By Paul Magno | August 21, 2019
DON'T WEEP FOR GGG

There was a time when Gennady Golovkin was, legitimately, the top middleweight in the world and he’s always been a damn fine offensive fighter. Even now, at 37 years of age, he’s a gifted offensive fighter and no worse than the second or third-ranked 160-pounder in the world until proven otherwise. But, really, screw him and his wishes for a third Canelo Alvarez bout. 

Promoter Bob Arum, who represents neither Golovkin nor Alvarez, agrees with the above sentiment.

"If I were Canelo sitting where Canelo is, I would tell GGG to go screw himself, and never fight him, because of what GGG did with that drug thing [publicly saying in 2018 that Alvarez had taken pills and had muscles with “traces of injections” prior to their first bout in September of 2017]. What he said about Canelo is unconscionable, and I really give Canelo a lot of props for telling GGG, ‘go screw yourself.’ Even if it’s a lot of money, ‘go screw yourself,'" Arum recently told Fighthub.

Of course, Arum has a vested interest in Alvarez not fighting Golovkin as he co-promotes light heavyweight titlist Sergey Kovalev, who is in line for a bout with Canelo in November. But he’s not wrong. 

Forget the whining and lamenting over supposedly controversial decisions in his draw and loss to Alvarez, Golovkin only has himself to blame for those. No matter if one thinks that he won both Canelo fights, the fact of the matter is that after years of beating up tailor-made opposition while barely breaking a sweat and making Alvarez out to be a sniveling coward as he chased after a big money fight with him, he simply could not (or would not) back up his talk with a dominant ring performance when he finally had a chance to lay hands on the Mexican star.

Both fights were exceedingly close and Golovkin did nothing to truly separate himself from his arch nemesis. He did not dominate as many expected he would and he never even really hurt Alvarez. 

Normally, a pair of close fights between two high profile fighters would demand a part three, but, yeah, again, screw Golovkin and his raging case of entitlement.

The Kazakh has been gifted a lot in his career because of his status as one-time HBO Boxing sweetheart and media blow-up toy. From boardroom alphabet belts to seven-figure slaughters passing as prizefights to an 18-fight world title run that presented zero degree of difficulty, Triple G has enjoyed a truly charmed ring life. And, eventually, he did manage to nudge his way into shaming two lucrative fights out of Alvarez, which, in turn, led to him signing a multi-fight, nine-figure deal with streaming service DAZN.  

And he’ll have a chance to pick up another gifted title belt this fall when he meets Sergiy Derevyanchenko for the IBF middleweight belt vacated by Alvarez.

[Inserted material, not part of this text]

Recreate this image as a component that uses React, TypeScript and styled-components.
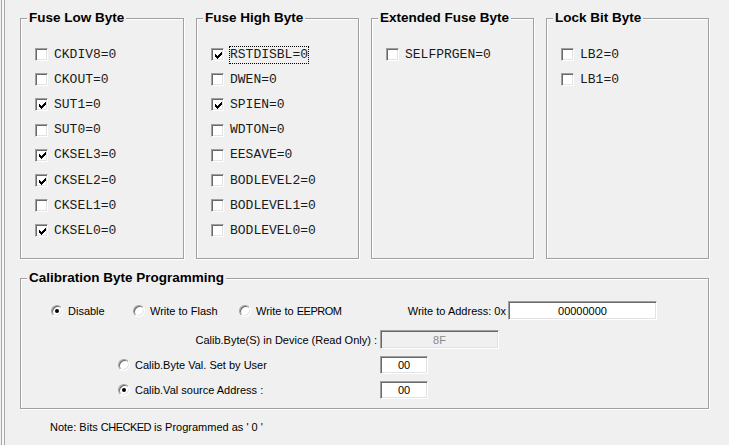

From there, let him meet a real stylistic challenge in WBO champ Demetrious Andrade or let him face Daniel Jacobs again, allowing for a rematch to a bout that easily could’ve been scored a draw. 

It’s time to let the man work for his dinner and be held to the same standard all other fighters are held to. Established veteran stars at the tail end of their careers are usually afforded some leeway in level of opposition and are allowed, to a great extent, to pick the best suited opposition from the list of contenders. But Golovkin should get no such deference because he spent the first ten years of his thirteen-year pro career in that star mode, facing those chosen most likely to make him look impressive.

Then, maybe, after working up a sweat against those not likely to run directly into his fists as highlight reel fodder, we can talk about a second rematch with Canelo.